Erb’s palsy – making compensation claims for other birth injuries
Sadly, sometimes erb’s palsy is not the only injury suffered at birth. More often, we are seeing brain injuries occurring alongside erb’s palsy. The symptoms of these injuries sometimes do not show themselves until children are much older, very often when they are starting secondary school where they need to become more independent.
We also shouldn’t forget mum. Unfortunately, sometimes mum suffers an injury during childbirth.
We know that mothers are sometimes reluctant to talk about those because they put the claim of their children first. However, some maternal birth injuries can be life-changing and it is important that we pursue all possible claims at the same time, given that a mum almost always only has three years to bring their claim.
When you’ve sustained a maternal injury
Very often mums will suffer significant tears and other injuries as a result of the negligent treatment which results in their child suffering from erb’s palsy.
These injuries can be significant and life-changing, yet plenty of mothers don’t want to talk about them and/or don’t pursue them.
Understandably, they are more concerned about their child. However, it is important that mums feel able to discuss what happened to them during birth, and not suffer in silence.
Whilst monetary compensation may not appear to be of use at first, it can provide a range of benefits to reduce the impact of the injury. These can include paying for private remedial surgery which can sometimes be a better alternative to NHS treatment.
It’s also worth remembering that compensation can cover other losses other than for treatment. Some mothers have been known to suffer PTSD following a traumatic birth, and have had to take time off work as a result. If someone has suffered something similar as a result of negligence, loss of earnings will be taken into account for compensation claims.
When your child has sustained other injuries
When there have been difficulties during birth resulting in erb’s palsy, there is a chance that, unfortunately, the baby has also suffered from a lack of oxygen and therefore brain damage.
Brain damage can be quite subtle and hard to spot at first, but may become apparent if your child struggles to achieve normal milestones of development.
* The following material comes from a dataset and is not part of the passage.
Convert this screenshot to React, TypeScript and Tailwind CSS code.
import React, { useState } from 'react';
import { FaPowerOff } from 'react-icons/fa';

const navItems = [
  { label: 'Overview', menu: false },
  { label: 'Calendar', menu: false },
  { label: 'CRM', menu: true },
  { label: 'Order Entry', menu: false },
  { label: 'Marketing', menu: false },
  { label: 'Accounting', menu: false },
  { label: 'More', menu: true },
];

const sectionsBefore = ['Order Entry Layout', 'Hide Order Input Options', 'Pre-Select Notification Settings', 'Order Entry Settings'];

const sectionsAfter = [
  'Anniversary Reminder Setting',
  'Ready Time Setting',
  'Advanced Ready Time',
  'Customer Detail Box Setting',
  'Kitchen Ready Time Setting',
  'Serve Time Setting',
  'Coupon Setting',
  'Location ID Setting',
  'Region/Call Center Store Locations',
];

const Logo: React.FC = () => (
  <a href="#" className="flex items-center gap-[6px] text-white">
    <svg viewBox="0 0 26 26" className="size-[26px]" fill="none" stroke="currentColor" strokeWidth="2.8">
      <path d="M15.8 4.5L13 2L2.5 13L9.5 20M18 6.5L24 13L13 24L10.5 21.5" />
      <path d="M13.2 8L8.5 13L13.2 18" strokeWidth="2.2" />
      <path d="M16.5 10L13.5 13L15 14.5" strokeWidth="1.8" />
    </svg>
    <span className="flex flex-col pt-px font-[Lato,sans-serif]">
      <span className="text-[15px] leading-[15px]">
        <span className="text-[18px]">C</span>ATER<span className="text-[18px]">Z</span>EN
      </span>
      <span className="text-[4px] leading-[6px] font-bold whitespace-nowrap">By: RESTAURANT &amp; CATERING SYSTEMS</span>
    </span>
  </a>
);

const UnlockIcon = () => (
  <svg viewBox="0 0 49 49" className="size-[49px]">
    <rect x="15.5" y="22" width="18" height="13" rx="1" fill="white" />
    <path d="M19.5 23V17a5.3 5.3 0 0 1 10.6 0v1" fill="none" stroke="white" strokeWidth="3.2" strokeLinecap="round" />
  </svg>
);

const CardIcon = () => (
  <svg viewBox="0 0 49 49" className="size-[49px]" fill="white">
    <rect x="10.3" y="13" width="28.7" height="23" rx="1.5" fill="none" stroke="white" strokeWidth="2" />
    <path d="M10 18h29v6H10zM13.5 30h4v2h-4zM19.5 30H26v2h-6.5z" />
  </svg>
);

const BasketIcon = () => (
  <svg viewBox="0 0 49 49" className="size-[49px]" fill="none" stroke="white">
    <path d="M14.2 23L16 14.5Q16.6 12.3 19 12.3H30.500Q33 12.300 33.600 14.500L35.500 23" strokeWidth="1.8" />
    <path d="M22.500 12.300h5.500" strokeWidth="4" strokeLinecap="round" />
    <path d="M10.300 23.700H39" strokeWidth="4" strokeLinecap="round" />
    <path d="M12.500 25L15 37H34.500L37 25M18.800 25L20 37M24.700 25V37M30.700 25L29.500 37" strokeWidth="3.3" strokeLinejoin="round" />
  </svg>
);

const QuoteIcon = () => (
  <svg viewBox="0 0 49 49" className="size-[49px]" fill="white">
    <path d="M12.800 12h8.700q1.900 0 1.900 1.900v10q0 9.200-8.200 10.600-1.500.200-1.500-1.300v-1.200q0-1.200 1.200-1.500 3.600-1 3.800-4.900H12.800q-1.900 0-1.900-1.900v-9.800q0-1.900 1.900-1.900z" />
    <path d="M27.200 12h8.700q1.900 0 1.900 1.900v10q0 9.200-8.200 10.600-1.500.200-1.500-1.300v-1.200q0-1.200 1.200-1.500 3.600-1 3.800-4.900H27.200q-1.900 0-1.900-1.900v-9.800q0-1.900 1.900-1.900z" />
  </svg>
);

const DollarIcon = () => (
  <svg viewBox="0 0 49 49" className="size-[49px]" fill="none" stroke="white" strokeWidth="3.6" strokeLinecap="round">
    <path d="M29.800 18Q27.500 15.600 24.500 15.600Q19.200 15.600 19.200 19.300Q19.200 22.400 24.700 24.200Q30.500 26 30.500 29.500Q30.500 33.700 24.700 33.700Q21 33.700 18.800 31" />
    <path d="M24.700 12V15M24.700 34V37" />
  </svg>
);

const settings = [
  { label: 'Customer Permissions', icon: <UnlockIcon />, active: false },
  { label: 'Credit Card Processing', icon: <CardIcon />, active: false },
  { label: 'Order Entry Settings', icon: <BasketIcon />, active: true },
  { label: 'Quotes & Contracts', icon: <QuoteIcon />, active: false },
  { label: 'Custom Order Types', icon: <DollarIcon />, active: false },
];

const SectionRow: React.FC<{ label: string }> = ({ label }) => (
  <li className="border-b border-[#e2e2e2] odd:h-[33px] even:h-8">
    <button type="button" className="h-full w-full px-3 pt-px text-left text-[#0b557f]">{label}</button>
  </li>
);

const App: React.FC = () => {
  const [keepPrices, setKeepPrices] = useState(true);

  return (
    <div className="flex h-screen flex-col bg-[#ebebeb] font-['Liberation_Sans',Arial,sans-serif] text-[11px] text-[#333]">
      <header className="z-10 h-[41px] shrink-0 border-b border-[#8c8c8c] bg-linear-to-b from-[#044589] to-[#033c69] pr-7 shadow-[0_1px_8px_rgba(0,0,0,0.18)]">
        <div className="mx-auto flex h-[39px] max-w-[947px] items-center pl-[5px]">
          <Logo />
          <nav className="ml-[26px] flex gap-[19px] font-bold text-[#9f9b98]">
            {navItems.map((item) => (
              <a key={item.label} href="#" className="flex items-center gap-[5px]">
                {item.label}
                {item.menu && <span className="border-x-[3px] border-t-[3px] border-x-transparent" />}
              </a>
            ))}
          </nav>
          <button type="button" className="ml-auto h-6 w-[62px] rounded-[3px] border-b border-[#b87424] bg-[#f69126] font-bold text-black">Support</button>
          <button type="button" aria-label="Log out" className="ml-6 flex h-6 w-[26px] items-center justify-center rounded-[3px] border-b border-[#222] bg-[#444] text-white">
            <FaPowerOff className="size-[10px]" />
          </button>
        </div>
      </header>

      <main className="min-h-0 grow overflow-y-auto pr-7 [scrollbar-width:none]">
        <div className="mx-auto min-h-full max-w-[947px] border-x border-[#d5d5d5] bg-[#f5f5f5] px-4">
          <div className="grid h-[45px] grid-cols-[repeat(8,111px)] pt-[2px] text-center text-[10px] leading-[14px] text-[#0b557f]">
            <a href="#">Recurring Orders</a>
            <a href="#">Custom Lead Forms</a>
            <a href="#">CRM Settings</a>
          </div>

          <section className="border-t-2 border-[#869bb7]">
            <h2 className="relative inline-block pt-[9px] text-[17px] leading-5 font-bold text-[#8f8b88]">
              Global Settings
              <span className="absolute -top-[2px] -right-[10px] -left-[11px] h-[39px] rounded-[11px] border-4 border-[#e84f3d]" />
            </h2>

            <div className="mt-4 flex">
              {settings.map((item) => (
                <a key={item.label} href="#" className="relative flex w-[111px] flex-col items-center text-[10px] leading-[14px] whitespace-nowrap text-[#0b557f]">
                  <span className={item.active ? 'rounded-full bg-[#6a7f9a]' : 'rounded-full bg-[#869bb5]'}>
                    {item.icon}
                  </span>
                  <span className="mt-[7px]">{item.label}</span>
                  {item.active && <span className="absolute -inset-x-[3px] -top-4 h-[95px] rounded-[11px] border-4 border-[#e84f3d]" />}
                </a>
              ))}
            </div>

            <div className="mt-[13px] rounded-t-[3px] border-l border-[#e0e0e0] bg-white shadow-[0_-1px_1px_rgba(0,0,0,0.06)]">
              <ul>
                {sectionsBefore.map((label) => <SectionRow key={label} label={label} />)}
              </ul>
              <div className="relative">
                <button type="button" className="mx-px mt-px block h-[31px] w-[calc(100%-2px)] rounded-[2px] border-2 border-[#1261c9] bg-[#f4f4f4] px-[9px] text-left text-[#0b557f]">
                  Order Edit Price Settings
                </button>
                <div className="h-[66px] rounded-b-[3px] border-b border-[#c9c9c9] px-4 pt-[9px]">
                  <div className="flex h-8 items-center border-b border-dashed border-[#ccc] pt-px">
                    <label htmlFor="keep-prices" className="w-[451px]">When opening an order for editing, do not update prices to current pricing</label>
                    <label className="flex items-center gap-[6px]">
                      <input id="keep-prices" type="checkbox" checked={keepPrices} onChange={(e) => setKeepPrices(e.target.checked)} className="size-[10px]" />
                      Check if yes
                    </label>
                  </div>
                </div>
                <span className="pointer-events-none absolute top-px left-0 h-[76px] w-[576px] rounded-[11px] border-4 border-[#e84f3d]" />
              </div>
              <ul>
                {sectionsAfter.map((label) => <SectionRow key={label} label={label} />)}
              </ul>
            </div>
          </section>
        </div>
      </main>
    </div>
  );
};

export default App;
Or as they progress in education and more is asked of them in terms of independent learning, they may struggle to keep up with their friends.
When bringing claims involving both erb’s palsy and brain damage, it is important that both issues are considered and investigated early on. It is important to avoid any suggestion that if a claim for erb’s palsy has been settled, this has ruled out any other claims in relation to the birth which might become apparent later on.
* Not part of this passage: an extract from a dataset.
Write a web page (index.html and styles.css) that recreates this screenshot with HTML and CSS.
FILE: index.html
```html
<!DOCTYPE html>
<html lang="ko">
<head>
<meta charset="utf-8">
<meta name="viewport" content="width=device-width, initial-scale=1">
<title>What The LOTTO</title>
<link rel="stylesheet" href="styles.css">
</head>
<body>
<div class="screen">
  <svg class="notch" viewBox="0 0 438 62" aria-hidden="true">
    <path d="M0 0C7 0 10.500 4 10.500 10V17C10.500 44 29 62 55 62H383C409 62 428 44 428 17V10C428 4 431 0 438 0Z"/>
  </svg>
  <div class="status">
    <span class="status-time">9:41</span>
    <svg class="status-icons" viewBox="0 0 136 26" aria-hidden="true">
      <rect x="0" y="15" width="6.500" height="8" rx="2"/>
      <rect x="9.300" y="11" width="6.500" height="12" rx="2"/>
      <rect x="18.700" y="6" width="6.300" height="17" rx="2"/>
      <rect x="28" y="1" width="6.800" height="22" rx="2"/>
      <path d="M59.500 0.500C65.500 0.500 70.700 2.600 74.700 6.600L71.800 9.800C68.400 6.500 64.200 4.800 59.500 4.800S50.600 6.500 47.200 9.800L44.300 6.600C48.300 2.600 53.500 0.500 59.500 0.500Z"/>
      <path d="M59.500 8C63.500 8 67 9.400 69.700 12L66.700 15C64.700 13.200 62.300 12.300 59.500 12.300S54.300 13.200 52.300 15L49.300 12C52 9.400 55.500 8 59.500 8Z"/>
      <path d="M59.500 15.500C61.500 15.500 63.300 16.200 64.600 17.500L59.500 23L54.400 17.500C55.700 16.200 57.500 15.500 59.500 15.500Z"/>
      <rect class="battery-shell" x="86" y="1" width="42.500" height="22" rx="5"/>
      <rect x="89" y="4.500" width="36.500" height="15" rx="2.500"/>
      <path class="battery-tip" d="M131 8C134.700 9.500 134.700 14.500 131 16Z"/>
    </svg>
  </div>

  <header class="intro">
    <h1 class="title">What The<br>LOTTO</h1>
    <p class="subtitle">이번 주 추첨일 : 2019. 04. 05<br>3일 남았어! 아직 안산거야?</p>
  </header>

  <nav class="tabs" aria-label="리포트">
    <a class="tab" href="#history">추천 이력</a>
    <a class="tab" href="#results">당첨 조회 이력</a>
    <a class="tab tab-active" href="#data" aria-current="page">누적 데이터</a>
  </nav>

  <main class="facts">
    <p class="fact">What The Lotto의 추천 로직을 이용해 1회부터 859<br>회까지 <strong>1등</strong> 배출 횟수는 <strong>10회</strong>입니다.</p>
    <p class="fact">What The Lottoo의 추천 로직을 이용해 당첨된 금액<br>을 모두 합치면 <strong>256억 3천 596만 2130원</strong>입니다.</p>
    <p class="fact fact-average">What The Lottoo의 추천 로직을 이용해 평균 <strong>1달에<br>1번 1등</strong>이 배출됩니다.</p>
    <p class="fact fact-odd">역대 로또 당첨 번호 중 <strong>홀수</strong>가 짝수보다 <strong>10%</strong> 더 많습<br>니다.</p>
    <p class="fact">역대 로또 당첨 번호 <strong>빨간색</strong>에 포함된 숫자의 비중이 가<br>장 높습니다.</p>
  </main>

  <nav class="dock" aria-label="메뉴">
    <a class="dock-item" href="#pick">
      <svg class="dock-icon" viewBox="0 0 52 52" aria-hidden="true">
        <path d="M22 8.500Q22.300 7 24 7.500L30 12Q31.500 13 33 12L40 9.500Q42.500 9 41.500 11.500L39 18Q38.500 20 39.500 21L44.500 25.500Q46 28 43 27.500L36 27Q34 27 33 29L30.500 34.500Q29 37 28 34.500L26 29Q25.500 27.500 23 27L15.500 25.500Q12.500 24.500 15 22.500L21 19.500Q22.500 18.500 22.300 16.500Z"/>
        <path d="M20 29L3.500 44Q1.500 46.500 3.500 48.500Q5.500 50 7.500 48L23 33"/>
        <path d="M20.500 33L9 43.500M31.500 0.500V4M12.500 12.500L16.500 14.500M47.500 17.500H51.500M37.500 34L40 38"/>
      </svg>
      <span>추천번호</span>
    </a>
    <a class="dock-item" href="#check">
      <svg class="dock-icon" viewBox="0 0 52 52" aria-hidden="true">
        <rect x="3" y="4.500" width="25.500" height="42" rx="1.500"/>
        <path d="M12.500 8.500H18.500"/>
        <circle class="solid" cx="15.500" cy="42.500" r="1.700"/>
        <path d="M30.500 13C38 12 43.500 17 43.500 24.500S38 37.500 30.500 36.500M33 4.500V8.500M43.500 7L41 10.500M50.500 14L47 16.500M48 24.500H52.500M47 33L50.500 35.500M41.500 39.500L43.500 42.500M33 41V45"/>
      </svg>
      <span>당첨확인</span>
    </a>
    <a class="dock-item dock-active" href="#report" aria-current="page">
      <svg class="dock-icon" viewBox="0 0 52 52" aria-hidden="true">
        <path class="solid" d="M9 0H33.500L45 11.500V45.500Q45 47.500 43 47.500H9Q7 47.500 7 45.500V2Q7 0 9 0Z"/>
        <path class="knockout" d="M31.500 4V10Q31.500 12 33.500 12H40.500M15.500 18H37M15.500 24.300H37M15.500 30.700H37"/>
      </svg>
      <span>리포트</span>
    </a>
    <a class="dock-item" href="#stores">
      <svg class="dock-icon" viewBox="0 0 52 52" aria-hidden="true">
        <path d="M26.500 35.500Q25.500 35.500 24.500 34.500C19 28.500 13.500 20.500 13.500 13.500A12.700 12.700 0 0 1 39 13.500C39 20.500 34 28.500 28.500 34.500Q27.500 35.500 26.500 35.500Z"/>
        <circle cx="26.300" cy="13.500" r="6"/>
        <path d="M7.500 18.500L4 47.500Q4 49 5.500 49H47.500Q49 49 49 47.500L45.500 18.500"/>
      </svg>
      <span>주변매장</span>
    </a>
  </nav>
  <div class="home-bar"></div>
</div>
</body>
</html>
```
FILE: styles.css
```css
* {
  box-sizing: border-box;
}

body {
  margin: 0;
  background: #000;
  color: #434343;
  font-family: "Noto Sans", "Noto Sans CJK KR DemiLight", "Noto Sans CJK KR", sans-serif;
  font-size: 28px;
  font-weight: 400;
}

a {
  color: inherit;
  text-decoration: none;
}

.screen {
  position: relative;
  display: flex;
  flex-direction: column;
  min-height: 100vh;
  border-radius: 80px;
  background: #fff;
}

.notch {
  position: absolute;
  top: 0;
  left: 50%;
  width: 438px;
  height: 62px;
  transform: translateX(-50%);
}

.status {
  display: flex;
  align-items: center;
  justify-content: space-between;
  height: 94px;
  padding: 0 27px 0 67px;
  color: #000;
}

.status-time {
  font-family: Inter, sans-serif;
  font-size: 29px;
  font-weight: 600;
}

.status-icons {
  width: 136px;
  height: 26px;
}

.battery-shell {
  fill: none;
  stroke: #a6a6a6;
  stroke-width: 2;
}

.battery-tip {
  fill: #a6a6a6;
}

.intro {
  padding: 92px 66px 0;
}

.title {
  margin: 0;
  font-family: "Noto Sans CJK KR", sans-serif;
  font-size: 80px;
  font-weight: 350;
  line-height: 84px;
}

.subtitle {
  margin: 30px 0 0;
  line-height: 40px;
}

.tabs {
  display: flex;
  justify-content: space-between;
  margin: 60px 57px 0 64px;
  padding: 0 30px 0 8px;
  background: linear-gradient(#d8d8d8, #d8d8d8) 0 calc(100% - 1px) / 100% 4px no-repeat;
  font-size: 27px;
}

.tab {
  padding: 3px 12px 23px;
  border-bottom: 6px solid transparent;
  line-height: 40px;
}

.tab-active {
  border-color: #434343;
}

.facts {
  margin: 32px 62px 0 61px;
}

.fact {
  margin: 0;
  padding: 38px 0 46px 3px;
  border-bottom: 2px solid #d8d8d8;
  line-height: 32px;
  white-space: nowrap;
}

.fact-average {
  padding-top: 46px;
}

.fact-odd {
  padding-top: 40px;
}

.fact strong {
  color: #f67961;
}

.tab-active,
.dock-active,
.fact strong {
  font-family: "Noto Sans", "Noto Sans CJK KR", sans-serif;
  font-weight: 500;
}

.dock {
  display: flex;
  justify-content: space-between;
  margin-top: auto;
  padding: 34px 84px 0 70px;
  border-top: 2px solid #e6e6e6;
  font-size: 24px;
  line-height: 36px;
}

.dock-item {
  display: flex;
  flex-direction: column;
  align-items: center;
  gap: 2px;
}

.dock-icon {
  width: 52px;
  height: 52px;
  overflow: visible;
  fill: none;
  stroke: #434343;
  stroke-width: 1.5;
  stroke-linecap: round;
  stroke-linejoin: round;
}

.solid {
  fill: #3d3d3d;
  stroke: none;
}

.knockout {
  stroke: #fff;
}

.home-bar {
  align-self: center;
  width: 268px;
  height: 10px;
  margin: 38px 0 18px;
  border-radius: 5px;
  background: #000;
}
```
It is therefore crucial that if you have had an erb’s palsy claim which has been settled, and you have concerns now about your child ‘s development, that you seek specialist advice to see whether or not a further claim can be pursued for any other injuries including brain damage.
How to find the right support for you
It is important that you instruct a specialist set of clinical negligence solicitors, who have experience of erb’s palsy claims.
Even more important than that, however, is finding a solicitor you can work well with – someone who is on your wavelength. Bringing a claim is one of the most personal, emotional and (at times) stressful things that you will do. Therefore you must have someone working alongside you who you can trust and talk to freely.
In order to be sure that you have got the right person, be sure to talk to the firm you approach in some detail. This will help you to work out whether or not they match what you are looking for.
With the best will in the world, sometimes you instruct a firm of solicitors believing that they are the best people for the claim, but later on you encounter difficulties. There is no problem in swapping legal advisors – funding can always be transferred, and for specialist departments like ours any delay in switching instructions is minimised as much as possible.